Bessel process, Schramm-Loewner evolution, and Dyson model (1103.4728v1)

Abstract: Bessel process is defined as the radial part of the Brownian motion (BM) in the $D$-dimensional space, and is considered as a one-parameter family of one-dimensional diffusion processes indexed by $D$, BES$^{(D)}$. It is well-known that $D_{\rm c}=2$ is the critical dimension. Bessel flow is a notion such that we regard BES$^{(D)}$ with a fixed $D$ as a one-parameter family of initial value. There is another critical dimension $\bar{D}{\rm c}=3/2$ and, in the intermediate values of $D$, $\bar{D}{\rm c} < D < D_{\rm c}$, behavior of Bessel flow is highly nontrivial. The dimension D=3 is special, since in addition to the aspect that BES$^{(3)}$ is a radial part of the three-dimensional BM, it has another aspect as a conditional BM to stay positive.
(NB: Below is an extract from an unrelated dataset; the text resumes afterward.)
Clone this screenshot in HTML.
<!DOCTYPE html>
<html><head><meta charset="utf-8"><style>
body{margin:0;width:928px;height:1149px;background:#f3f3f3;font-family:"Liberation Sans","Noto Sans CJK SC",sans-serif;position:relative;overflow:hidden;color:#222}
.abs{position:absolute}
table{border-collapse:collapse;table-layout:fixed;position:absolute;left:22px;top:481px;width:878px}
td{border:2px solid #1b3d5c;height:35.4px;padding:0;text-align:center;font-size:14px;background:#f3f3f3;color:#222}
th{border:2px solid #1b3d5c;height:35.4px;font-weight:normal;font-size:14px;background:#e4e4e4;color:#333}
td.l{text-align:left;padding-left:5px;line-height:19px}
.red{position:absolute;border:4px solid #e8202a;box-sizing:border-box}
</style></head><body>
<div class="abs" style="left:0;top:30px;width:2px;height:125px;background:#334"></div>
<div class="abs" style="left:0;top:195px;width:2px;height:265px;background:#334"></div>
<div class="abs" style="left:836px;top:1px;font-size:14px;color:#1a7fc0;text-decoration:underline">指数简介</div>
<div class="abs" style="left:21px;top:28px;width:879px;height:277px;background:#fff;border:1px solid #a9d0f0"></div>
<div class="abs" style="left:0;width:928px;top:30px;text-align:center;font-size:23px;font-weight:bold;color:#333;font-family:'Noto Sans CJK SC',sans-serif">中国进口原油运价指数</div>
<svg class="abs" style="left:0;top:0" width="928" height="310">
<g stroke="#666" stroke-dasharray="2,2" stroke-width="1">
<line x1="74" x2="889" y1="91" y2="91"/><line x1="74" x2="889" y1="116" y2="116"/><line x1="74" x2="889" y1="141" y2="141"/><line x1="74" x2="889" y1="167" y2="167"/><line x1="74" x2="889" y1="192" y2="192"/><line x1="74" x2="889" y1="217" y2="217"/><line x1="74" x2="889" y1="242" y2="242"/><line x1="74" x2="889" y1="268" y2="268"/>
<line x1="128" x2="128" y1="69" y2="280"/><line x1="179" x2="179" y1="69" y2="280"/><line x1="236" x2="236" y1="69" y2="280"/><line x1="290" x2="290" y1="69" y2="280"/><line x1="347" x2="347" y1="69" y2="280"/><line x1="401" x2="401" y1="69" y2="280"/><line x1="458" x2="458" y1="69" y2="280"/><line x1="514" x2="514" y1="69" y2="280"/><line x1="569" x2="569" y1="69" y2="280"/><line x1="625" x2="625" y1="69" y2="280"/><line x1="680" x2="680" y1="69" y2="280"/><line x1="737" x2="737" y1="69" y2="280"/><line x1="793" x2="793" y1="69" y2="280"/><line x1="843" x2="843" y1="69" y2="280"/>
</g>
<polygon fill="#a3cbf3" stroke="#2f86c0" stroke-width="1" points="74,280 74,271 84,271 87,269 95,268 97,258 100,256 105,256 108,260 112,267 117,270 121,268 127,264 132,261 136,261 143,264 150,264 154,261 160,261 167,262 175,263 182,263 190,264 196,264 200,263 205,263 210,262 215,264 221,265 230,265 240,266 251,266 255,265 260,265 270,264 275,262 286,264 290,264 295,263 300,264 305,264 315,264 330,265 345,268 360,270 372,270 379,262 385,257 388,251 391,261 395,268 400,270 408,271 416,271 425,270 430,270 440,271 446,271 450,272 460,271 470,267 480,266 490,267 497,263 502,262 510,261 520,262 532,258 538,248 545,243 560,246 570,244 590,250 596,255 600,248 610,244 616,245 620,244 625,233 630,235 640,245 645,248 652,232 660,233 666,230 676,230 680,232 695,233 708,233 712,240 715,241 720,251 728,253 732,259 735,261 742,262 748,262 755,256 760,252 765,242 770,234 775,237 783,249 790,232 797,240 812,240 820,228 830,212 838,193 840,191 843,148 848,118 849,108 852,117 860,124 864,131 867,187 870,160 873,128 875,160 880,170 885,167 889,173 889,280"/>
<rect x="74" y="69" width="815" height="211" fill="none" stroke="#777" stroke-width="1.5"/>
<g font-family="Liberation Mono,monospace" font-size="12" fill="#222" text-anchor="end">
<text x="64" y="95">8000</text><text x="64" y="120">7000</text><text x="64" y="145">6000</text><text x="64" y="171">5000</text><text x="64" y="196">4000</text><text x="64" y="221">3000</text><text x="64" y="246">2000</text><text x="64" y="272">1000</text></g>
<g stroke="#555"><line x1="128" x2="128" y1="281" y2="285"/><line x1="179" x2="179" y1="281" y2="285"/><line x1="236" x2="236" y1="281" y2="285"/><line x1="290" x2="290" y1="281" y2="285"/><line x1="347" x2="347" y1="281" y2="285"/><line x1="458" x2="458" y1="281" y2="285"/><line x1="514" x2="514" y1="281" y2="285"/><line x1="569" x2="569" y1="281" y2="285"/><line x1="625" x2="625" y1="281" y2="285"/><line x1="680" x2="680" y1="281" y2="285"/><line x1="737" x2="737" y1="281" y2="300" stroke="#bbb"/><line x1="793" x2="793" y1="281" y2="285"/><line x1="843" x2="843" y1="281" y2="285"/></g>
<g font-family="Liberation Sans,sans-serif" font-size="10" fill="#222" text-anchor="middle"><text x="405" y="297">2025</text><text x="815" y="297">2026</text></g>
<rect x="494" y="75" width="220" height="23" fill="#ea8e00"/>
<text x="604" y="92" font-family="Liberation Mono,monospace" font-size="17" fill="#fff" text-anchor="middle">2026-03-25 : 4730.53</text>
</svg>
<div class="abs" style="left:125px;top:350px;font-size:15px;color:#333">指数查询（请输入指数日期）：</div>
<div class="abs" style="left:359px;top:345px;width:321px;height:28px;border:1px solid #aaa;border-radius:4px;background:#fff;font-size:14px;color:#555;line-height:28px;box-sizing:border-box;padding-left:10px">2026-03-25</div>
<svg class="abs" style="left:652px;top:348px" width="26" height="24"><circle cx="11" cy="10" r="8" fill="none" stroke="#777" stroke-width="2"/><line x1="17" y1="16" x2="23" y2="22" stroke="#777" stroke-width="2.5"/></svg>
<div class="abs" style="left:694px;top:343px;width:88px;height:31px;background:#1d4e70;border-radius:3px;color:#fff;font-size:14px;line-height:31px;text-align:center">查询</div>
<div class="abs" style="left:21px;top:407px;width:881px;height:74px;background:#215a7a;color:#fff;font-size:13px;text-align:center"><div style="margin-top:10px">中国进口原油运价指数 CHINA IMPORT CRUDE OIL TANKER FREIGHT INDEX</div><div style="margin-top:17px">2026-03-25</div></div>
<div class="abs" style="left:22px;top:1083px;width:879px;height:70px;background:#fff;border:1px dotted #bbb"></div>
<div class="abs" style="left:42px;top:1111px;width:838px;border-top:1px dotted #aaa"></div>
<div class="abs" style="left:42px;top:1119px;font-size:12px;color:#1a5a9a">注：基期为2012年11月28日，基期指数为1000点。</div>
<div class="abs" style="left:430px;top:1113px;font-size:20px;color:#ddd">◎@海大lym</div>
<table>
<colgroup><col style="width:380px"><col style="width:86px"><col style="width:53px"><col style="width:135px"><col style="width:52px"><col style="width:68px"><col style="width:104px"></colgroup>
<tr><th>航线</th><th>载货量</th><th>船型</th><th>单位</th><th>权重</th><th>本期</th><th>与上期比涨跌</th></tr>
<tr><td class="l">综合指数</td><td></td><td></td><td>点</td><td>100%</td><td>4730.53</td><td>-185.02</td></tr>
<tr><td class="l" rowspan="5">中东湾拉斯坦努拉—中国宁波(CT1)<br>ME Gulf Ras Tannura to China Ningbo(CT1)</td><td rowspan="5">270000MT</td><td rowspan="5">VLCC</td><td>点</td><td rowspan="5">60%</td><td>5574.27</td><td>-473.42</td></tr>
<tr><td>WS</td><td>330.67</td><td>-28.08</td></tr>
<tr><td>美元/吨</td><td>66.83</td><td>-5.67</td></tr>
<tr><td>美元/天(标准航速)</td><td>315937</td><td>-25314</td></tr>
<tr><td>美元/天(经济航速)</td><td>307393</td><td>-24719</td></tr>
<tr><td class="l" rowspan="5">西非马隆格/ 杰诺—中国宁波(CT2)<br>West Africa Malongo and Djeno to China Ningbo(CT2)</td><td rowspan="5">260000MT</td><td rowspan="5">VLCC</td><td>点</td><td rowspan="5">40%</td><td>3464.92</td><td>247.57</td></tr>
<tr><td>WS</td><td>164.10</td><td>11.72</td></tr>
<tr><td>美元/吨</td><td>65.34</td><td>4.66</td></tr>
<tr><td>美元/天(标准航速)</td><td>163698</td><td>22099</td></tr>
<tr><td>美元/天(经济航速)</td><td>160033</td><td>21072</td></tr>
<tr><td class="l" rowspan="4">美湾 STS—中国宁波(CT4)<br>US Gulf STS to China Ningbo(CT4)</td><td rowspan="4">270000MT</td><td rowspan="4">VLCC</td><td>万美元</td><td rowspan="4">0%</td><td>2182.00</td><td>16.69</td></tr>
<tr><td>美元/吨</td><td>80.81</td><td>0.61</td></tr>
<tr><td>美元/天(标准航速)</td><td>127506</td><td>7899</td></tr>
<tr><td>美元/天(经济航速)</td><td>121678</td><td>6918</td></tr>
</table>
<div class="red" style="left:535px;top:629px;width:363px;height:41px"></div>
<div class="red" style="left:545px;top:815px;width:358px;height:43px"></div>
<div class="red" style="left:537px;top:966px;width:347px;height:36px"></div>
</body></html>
Two topics in probability theory and statistical mechanics, the Schramm-Loewner evolution (SLE) and the Dyson model (Dyson's BM model with parameter $\beta=2$), are discussed. The SLE$^{(D)}$ is introduced as a 'complexification' of Bessel flow on the upper-half complex-plane. The Dyson model is introduced as a multivariate extension of BES$^{(3)}$. We explain the 'parenthood' of BES$^{(D)}$ and SLE$^{(D)}$, and that of BES$^{(3)}$ and the Dyson model. It is shown that complex analysis is effectively applied to study stochastic processes and statistical mechanics models in equilibrium and nonequilibrium states.